NoLoCo: No-all-reduce Low Communication Training Method for Large Models

📄 arXiv: 2506.10911v1 📥 PDF

作者: Jari Kolehmainen, Nikolay Blagoev, John Donaghy, Oğuzhan Ersoy, Christopher Nies

分类: cs.LG

发布日期: 2025-06-12


💡 一句话要点

提出NoLoCo以解决大模型训练中的通信瓶颈问题

🎯 匹配领域: 支柱九:具身大模型 (Embodied Foundation Models)

关键词: 大模型训练 低通信训练 优化算法 Nesterov动量 隐式同步 模型收敛 加速器

📋 核心要点

  1. 现有的大模型训练方法依赖于高带宽集群,成本高且可扩展性差,限制了模型规模。
  2. NoLoCo通过不显式同步所有模型参数,利用随机选择的权重进行隐式同步,降低了通信开销。
  3. 实验结果表明,NoLoCo在多种加速器数量和模型规模下,通信开销显著低于现有方法,并且收敛速度提高了4%。

📝 摘要(中文)

大语言模型的训练通常依赖于高带宽互连的计算集群,然而,随着集群规模的扩大,成本和可行性问题日益突出。现有的低通信训练方法仍需进行模型参数的同步,导致在低带宽网络上开销较大。本文提出了一种新颖的优化方法NoLoCo,该方法在训练过程中不显式同步所有模型参数,从而消除了集体通信的需求。NoLoCo通过一种新变体的Nesterov动量优化器,利用随机选择的其他模型权重进行部分平均,从而实现隐式同步。我们对NoLoCo进行了理论收敛性分析,并在不同规模的模型上进行了实证验证。

🔬 方法详解

问题定义:本文旨在解决在大规模模型训练中,由于依赖高带宽集群而导致的通信瓶颈问题。现有方法如DiLoCo仍需进行模型参数的全局同步,增加了训练的复杂性和开销。

核心思路:NoLoCo的核心思路是通过不显式同步所有模型参数,利用随机选择的其他模型权重进行部分平均,从而实现隐式同步,避免了集体通信的需求。

技术框架:NoLoCo的整体架构包括一个优化器模块,该模块采用Nesterov动量优化器的变体,通过随机选择的模型权重进行部分平均。训练过程中,模型参数在不同加速器间进行隐式同步,而不需要全局同步步骤。

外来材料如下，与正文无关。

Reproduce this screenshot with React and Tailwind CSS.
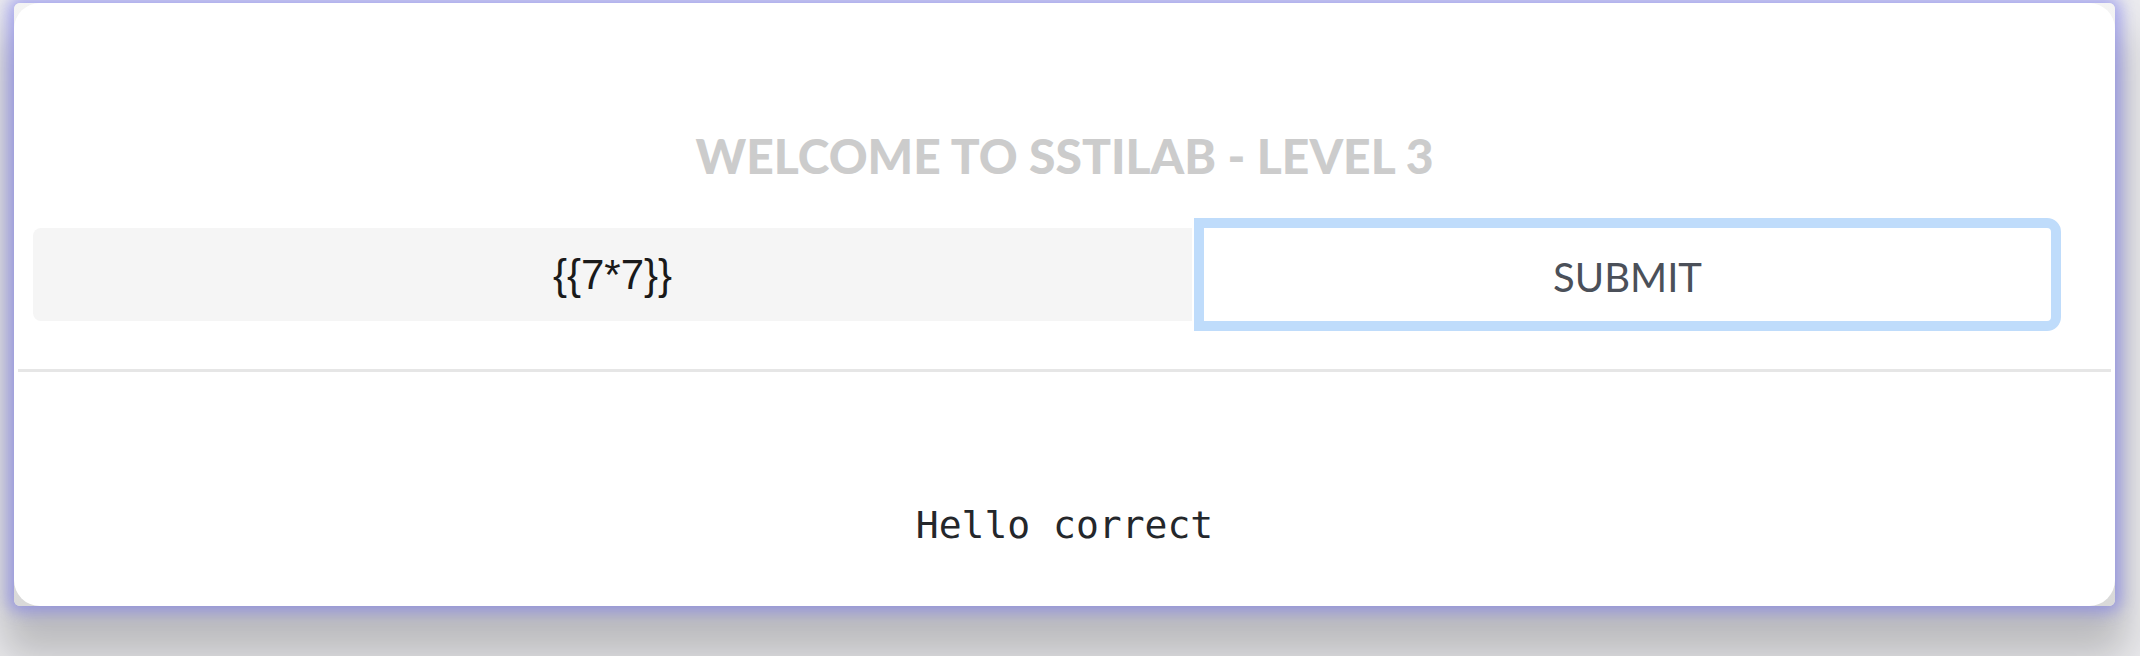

关键创新:NoLoCo的主要创新在于其不需要全局阻塞通信,显著降低了通信开销,并且在训练过程中实现了更快的收敛速度。这一方法与现有的低通信训练方法有本质区别。

关键设计:在NoLoCo中,关键参数包括随机选择的权重比例和动量因子设置。损失函数与传统优化方法相似,但通过隐式同步机制提高了训练效率。

📊 实验亮点

实验结果显示,NoLoCo在不同规模的模型(从1.25亿到68亿参数)上,通信开销显著低于完全分片数据并行训练方法,且收敛速度提高了4%。与DiLoCo相比,NoLoCo的同步步骤速度快一个数量级,极大地减少了加速器的空闲时间。

🎯 应用场景

NoLoCo方法在大规模语言模型训练中具有广泛的应用潜力,尤其适用于资源有限的环境。其低通信开销的特性使得在低带宽网络下进行大规模模型训练成为可能,推动了AI模型的普及与应用。

📄 摘要(原文)

Training large language models is generally done via optimization methods on clusters containing tens of thousands of accelerators, communicating over a high-bandwidth interconnect. Scaling up these clusters is expensive and can become impractical, imposing limits on the size of models that can be trained. Several recent studies have proposed training methods that are less communication intensive, avoiding the need for a highly connected compute cluster. These state-of-the-art low communication training methods still employ a synchronization step for model parameters, which, when performed over all model replicas, can become costly on a low-bandwidth network. In this work, we propose a novel optimization method, NoLoCo, that does not explicitly synchronize all model parameters during training and, as a result, does not require any collective communication. NoLoCo implicitly synchronizes model weights via a novel variant of the Nesterov momentum optimizer by partially averaging model weights with a randomly selected other one. We provide both a theoretical convergence analysis for our proposed optimizer as well as empirical results from language model training. We benchmark NoLoCo on a wide range of accelerator counts and model sizes, between 125M to 6.8B parameters. Our method requires significantly less communication overhead than fully sharded data parallel training or even widely used low communication training method, DiLoCo. The synchronization step itself is estimated to be one magnitude faster than the all-reduce used in DiLoCo for few hundred accelerators training over the internet. We also do not have any global blocking communication that reduces accelerator idling time. Compared to DiLoCo, we also observe up to $4\%$ faster convergence rate with wide range of model sizes and accelerator counts.